## START

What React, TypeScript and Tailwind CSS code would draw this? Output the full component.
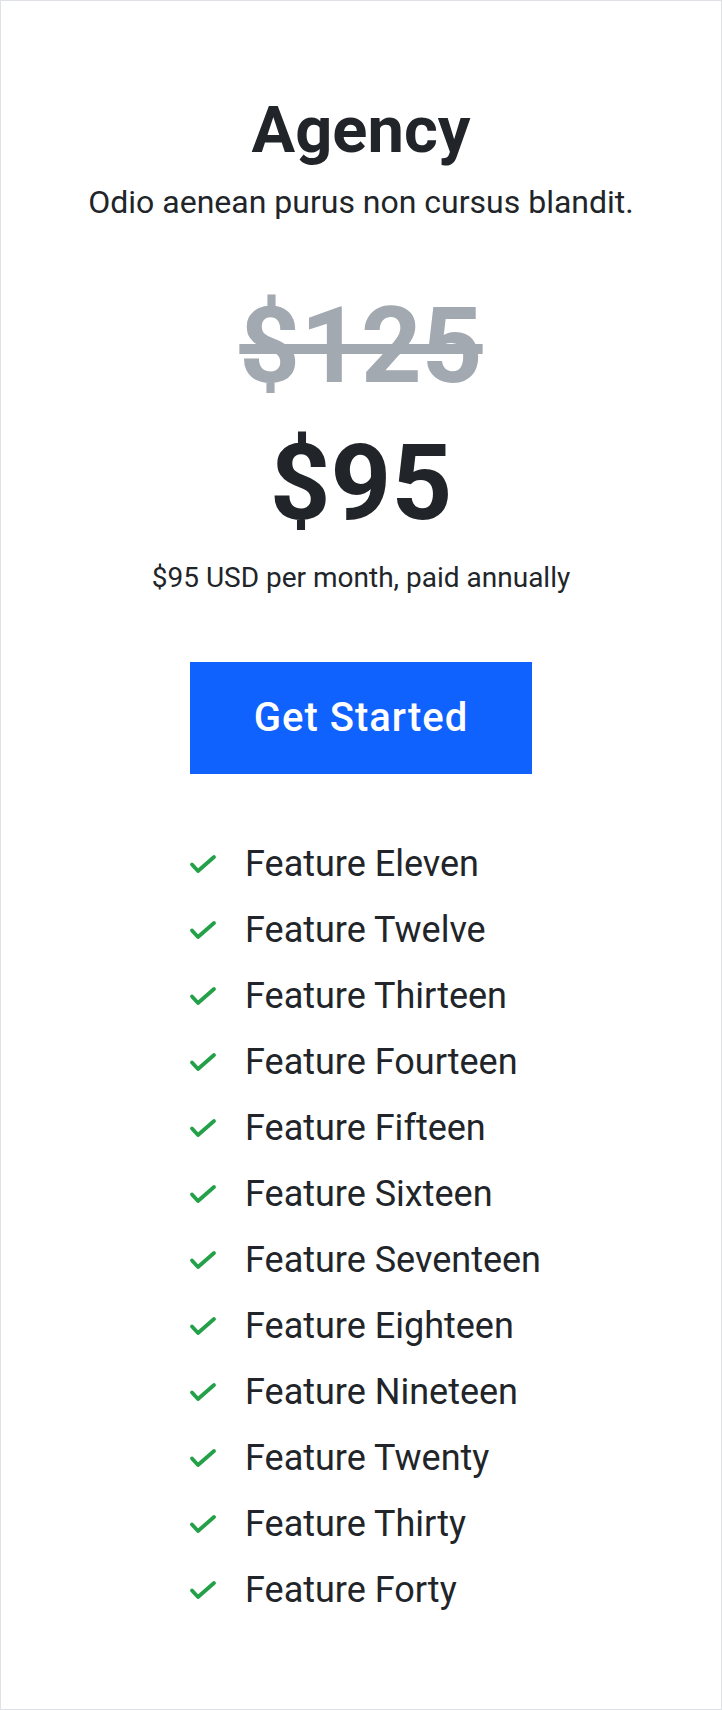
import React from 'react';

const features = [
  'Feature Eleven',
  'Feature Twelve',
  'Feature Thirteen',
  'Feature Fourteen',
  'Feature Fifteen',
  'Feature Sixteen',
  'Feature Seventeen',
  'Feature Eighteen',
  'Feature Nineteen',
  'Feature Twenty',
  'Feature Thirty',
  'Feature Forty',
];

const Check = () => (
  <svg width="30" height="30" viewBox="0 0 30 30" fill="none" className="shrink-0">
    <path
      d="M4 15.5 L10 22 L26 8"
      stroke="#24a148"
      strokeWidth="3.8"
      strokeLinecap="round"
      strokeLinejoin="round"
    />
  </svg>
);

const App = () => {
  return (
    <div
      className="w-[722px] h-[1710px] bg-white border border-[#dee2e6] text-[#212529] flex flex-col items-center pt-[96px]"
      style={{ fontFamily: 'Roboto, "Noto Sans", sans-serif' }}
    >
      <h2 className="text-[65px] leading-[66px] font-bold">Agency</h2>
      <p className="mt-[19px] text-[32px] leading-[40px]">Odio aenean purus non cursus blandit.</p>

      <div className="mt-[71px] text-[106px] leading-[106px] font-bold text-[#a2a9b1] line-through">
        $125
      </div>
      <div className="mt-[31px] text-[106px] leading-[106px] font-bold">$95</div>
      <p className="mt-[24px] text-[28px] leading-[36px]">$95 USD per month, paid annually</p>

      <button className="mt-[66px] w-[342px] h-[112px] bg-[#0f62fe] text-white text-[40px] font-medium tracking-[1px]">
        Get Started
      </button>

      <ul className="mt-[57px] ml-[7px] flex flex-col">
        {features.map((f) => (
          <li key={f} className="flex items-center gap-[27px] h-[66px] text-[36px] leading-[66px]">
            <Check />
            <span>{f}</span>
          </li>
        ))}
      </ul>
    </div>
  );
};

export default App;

## END

--- TASK DETAILS ---
Reproduce the data word for word, excluding its pictures.

--- FINAL ANSWER ---
What React, TypeScript and Tailwind CSS code would draw this? Output the full component.
import React from 'react';

const features = [
  'Feature Eleven',
  'Feature Twelve',
  'Feature Thirteen',
  'Feature Fourteen',
  'Feature Fifteen',
  'Feature Sixteen',
  'Feature Seventeen',
  'Feature Eighteen',
  'Feature Nineteen',
  'Feature Twenty',
  'Feature Thirty',
  'Feature Forty',
];

const Check = () => (
  <svg width="30" height="30" viewBox="0 0 30 30" fill="none" className="shrink-0">
    <path
      d="M4 15.5 L10 22 L26 8"
      stroke="#24a148"
      strokeWidth="3.8"
      strokeLinecap="round"
      strokeLinejoin="round"
    />
  </svg>
);

const App = () => {
  return (
    <div
      className="w-[722px] h-[1710px] bg-white border border-[#dee2e6] text-[#212529] flex flex-col items-center pt-[96px]"
      style={{ fontFamily: 'Roboto, "Noto Sans", sans-serif' }}
    >
      <h2 className="text-[65px] leading-[66px] font-bold">Agency</h2>
      <p className="mt-[19px] text-[32px] leading-[40px]">Odio aenean purus non cursus blandit.</p>

      <div className="mt-[71px] text-[106px] leading-[106px] font-bold text-[#a2a9b1] line-through">
        $125
      </div>
      <div className="mt-[31px] text-[106px] leading-[106px] font-bold">$95</div>
      <p className="mt-[24px] text-[28px] leading-[36px]">$95 USD per month, paid annually</p>

      <button className="mt-[66px] w-[342px] h-[112px] bg-[#0f62fe] text-white text-[40px] font-medium tracking-[1px]">
        Get Started
      </button>

      <ul className="mt-[57px] ml-[7px] flex flex-col">
        {features.map((f) => (
          <li key={f} className="flex items-center gap-[27px] h-[66px] text-[36px] leading-[66px]">
            <Check />
            <span>{f}</span>
          </li>
        ))}
      </ul>
    </div>
  );
};

export default App;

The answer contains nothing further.